Our discovering. Yours is yours and mine is mine but I like the way it fits the lock and the crazy lovely dream.  Crazy = opposite of not .  Calm. Honest. True.  The new crazy.

I’m really starting to loathe that word. Thesaurus anyone????  OK. I’ll just take a Dictionary. Straight up.

Crazy… now known as

1. Full of cracks or flaws; damaged, impaired, unsound; liable to break or fall to pieces; frail, ‘shaky’. (Now usually of ships, buildings, etc.) 1583 STUBBES Anat. Abus. I. (1879) 51 If Aeolus with his blasts, or Neptune with his stormes chaunce to hit vppon the crasie bark. 1595 SPENSER Col. Clout 374 Or be their pipes untunable and craesie? 1612 T. TAYLOR Comm. Titus i. 16 As a crazie pitcher which is vnfit to hold water. 1748 Anson’s Voy.

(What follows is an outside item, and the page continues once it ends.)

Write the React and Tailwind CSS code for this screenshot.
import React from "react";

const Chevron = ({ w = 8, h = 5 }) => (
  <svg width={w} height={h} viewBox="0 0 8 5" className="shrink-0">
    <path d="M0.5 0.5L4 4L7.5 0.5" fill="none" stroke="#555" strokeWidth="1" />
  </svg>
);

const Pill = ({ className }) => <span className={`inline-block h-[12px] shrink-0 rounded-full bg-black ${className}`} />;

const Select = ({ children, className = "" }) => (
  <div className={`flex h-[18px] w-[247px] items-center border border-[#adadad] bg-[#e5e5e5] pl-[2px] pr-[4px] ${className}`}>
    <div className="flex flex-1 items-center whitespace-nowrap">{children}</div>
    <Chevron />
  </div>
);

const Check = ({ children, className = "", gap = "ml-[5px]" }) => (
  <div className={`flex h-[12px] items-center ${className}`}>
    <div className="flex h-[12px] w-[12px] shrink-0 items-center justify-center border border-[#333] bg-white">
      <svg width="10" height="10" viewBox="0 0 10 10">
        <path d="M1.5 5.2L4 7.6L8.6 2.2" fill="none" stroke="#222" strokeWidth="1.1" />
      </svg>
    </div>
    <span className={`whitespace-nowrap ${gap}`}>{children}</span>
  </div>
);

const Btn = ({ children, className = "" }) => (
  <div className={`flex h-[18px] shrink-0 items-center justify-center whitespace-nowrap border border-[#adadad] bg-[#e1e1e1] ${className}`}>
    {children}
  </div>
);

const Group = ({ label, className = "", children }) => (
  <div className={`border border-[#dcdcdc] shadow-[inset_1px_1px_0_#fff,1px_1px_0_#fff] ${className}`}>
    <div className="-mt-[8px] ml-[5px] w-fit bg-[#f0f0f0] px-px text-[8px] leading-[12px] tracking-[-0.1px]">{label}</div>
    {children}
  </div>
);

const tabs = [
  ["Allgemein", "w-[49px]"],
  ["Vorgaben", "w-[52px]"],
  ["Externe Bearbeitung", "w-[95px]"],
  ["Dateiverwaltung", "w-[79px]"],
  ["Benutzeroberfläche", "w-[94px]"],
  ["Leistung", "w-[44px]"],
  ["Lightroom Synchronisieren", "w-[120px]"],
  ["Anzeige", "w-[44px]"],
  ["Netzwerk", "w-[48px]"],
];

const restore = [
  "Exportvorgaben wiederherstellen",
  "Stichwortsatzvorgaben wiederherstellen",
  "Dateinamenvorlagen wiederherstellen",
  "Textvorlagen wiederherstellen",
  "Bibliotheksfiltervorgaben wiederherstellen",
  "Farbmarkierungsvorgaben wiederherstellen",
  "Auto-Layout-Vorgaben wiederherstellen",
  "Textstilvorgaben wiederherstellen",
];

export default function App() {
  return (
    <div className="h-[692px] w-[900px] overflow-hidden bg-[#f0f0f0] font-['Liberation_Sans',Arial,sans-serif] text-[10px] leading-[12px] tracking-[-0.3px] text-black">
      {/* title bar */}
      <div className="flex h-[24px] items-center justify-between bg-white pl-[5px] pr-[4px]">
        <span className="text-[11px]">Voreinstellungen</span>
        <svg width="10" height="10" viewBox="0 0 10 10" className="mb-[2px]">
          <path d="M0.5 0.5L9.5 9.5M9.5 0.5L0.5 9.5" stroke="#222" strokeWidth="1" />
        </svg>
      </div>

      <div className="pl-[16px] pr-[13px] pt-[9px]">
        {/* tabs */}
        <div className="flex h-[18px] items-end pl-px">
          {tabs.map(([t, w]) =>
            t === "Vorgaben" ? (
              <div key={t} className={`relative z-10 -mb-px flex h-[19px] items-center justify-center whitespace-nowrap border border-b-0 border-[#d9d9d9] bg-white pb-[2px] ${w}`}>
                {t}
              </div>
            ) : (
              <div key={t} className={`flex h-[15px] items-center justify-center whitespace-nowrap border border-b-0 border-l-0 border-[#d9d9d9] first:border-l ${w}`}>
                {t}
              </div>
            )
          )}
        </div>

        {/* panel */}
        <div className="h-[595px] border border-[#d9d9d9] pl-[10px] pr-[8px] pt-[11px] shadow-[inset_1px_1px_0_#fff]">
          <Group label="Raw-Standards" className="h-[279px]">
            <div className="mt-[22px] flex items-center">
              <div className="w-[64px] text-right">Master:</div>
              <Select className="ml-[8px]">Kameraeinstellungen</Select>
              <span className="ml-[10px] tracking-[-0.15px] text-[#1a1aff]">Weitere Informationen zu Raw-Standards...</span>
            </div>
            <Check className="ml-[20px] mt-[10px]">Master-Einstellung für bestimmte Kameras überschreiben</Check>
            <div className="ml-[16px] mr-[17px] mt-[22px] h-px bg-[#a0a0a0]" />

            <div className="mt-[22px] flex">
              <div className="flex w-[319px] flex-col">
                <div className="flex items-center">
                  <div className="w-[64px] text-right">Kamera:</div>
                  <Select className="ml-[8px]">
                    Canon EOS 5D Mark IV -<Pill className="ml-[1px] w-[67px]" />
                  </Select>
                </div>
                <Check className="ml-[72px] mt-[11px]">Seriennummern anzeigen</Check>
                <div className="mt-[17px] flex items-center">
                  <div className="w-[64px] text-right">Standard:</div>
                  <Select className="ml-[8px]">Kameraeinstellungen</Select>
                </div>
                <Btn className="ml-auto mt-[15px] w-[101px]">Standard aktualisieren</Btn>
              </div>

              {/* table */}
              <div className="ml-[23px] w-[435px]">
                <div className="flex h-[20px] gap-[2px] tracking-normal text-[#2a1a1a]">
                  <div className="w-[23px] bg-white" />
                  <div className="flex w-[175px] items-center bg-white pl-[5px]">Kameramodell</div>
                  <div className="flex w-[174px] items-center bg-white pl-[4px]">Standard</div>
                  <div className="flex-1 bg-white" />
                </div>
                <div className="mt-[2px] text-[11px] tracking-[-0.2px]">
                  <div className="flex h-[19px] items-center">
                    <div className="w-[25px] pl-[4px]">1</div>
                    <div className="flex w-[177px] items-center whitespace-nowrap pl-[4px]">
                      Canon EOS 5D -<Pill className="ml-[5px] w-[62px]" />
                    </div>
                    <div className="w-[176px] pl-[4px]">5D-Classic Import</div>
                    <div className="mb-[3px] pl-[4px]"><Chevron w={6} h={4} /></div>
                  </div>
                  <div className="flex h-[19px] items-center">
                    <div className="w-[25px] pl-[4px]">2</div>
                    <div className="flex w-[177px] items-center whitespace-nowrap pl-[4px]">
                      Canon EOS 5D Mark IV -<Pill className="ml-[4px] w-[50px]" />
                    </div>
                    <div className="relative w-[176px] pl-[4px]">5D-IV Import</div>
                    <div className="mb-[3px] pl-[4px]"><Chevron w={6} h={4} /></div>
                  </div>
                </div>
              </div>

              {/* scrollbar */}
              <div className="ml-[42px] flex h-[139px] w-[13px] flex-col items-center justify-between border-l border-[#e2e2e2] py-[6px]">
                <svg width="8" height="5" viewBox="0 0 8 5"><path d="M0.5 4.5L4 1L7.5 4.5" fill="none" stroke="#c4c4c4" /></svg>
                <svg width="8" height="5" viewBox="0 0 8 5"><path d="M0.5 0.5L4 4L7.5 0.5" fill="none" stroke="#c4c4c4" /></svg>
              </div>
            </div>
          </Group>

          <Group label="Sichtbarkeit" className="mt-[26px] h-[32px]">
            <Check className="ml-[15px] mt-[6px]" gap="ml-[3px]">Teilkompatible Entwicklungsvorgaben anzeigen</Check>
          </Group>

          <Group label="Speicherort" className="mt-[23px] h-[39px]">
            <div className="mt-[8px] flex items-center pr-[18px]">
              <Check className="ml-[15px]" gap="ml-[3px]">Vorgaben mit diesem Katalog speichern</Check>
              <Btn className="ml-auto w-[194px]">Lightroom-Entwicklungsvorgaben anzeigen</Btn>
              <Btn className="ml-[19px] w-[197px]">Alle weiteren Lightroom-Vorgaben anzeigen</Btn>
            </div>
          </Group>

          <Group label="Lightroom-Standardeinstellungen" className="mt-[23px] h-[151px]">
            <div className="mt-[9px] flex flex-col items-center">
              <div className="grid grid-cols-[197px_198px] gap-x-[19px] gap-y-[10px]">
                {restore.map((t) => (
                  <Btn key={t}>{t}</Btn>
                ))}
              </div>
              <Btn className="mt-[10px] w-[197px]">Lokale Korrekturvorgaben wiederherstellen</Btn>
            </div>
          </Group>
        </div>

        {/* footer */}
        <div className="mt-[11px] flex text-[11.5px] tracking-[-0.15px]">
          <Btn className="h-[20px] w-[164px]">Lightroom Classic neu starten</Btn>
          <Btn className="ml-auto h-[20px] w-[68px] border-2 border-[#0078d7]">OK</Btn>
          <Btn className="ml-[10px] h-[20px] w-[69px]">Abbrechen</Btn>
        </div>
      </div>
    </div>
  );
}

I. x. 151 With a crazy ship. 1776 ADAM SMITH W.N. II. ii. I. 310 The house is crazy..and will not stand very long. 1844 DICKENS Lett. (1880) I. 119 The court was full of crazy coaches. 1868 FREEMAN Norm. Conq. (1876) II. ix. 336 An old crazy ship.

One of 6 meanings (with at least 8  sub-variables) of the word “crazy” from the Oxford English Dictionary.